Mb6496 - Machine Learning Pathway

mb6496 · June 17, 2020, 1:50am

Overview of the things learned:

Technical Area: Natural language processing.
- Learned how to do web-scraping and web-scrawling
- Saving data from Discourse forums
Tools: Python, BeautifulSoup
Soft skills: problem-solving

The three achievements for this week include:

Implement web scraping and web crawling using Python
Used BeautifulSoup to scrap data
Collecting and organizing the data from discourse forums in a csv file

Goals for next week:

Cleaning and preprocess the data retrieved
Applying BERT model to the data

The first task was to experiment with web scraping, which I performed using BeautifulSoup. During this step, the webinar offered by Ms. Maleeha was extremely helpful as it got me acquainted with all the methods of web scraping. During the implementation, the issue faced was the inability of code to scroll through the entire webpage. For this step, a webinar by the Technical Lead Anubhav about use of Selenium was extremely helpful.

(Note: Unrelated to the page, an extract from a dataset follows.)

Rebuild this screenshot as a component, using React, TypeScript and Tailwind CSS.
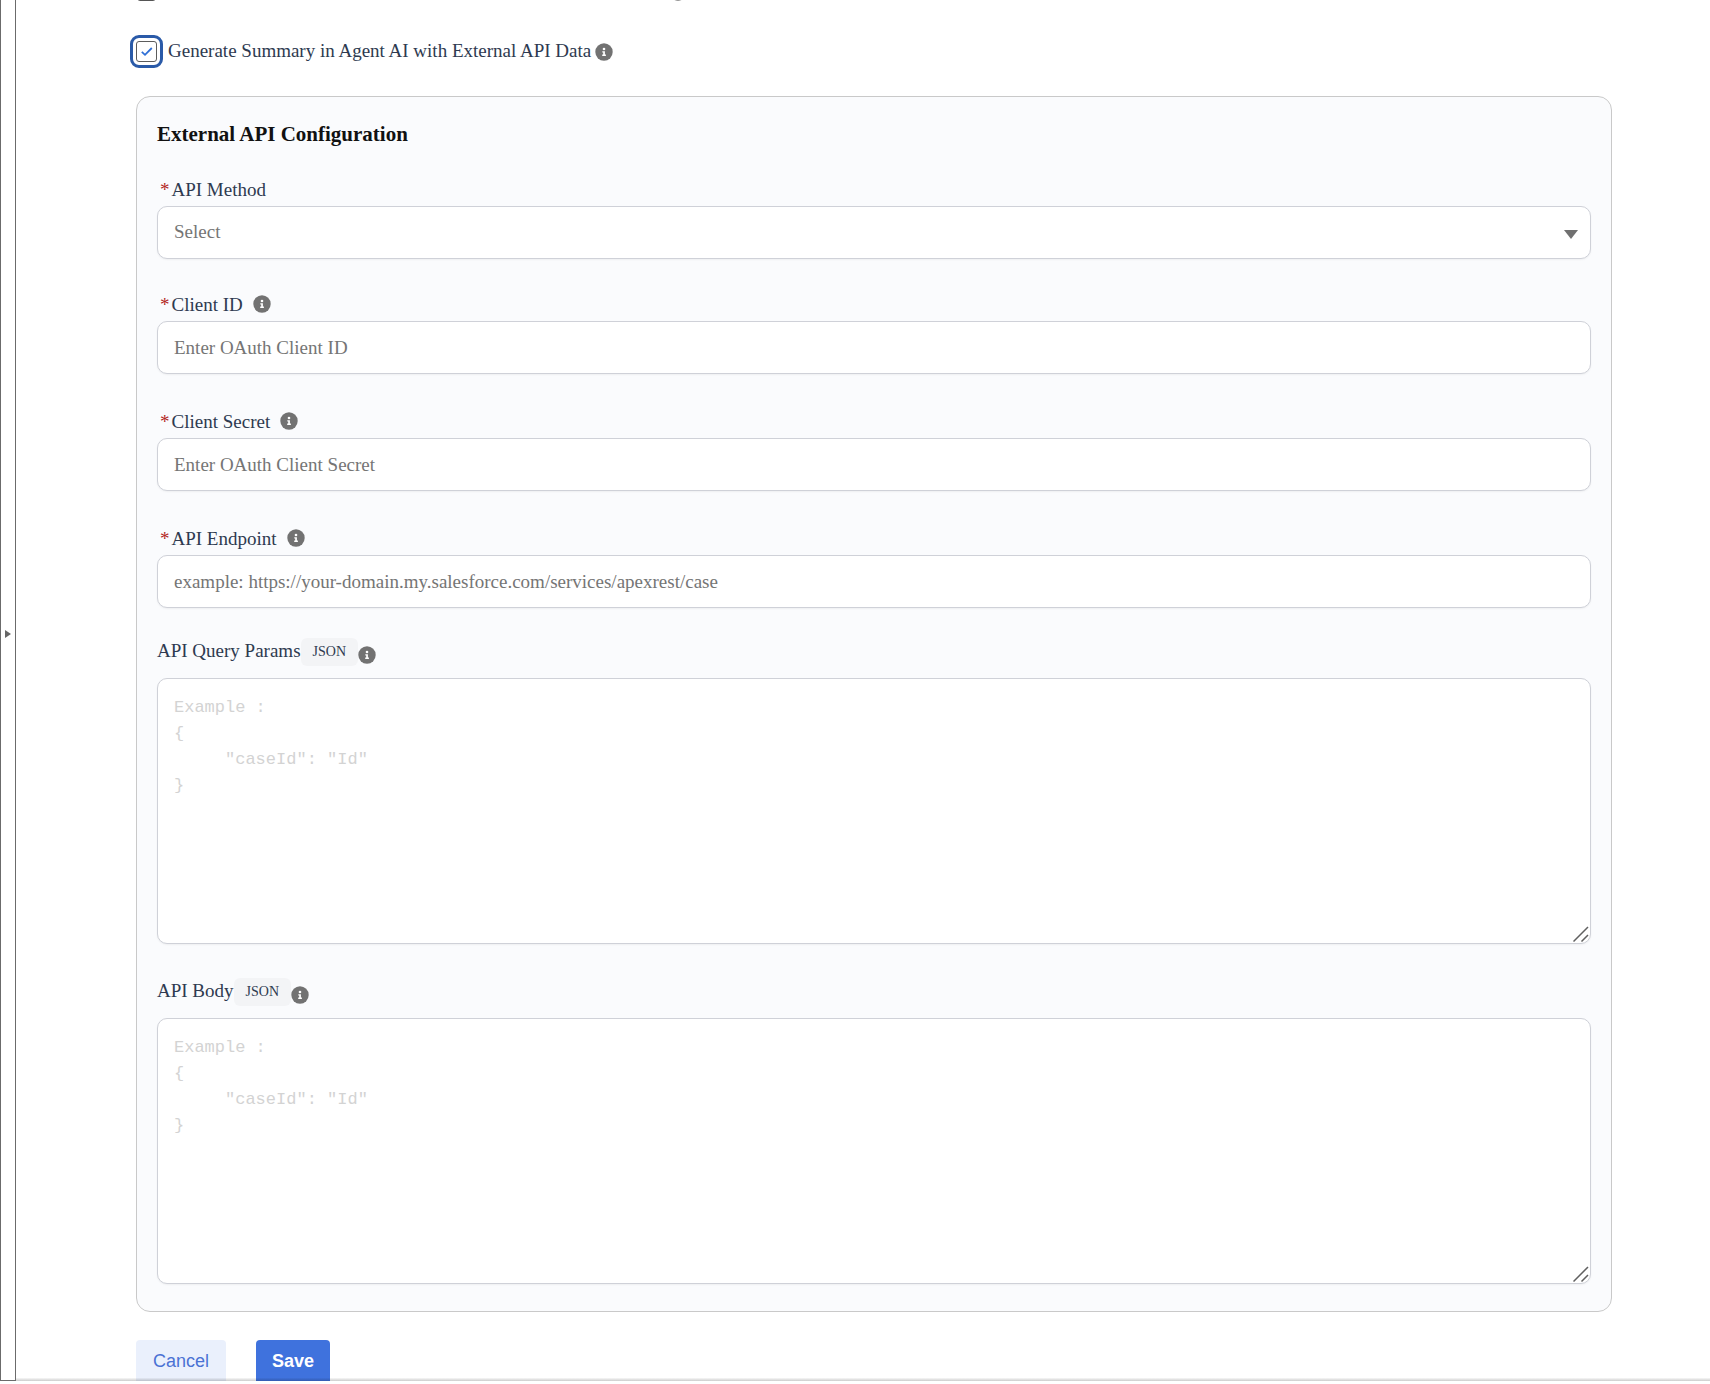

The code implementation and data collection took several tries, a considerable size of data was retrieved, organized and saved in a csv file for later use. This data set was then cleaned to remove any repetitions and errors. Last week focused on learning about the methods of transforming the text in the data into a concise representation in-order to run the machine learning models (such as BERT) on it.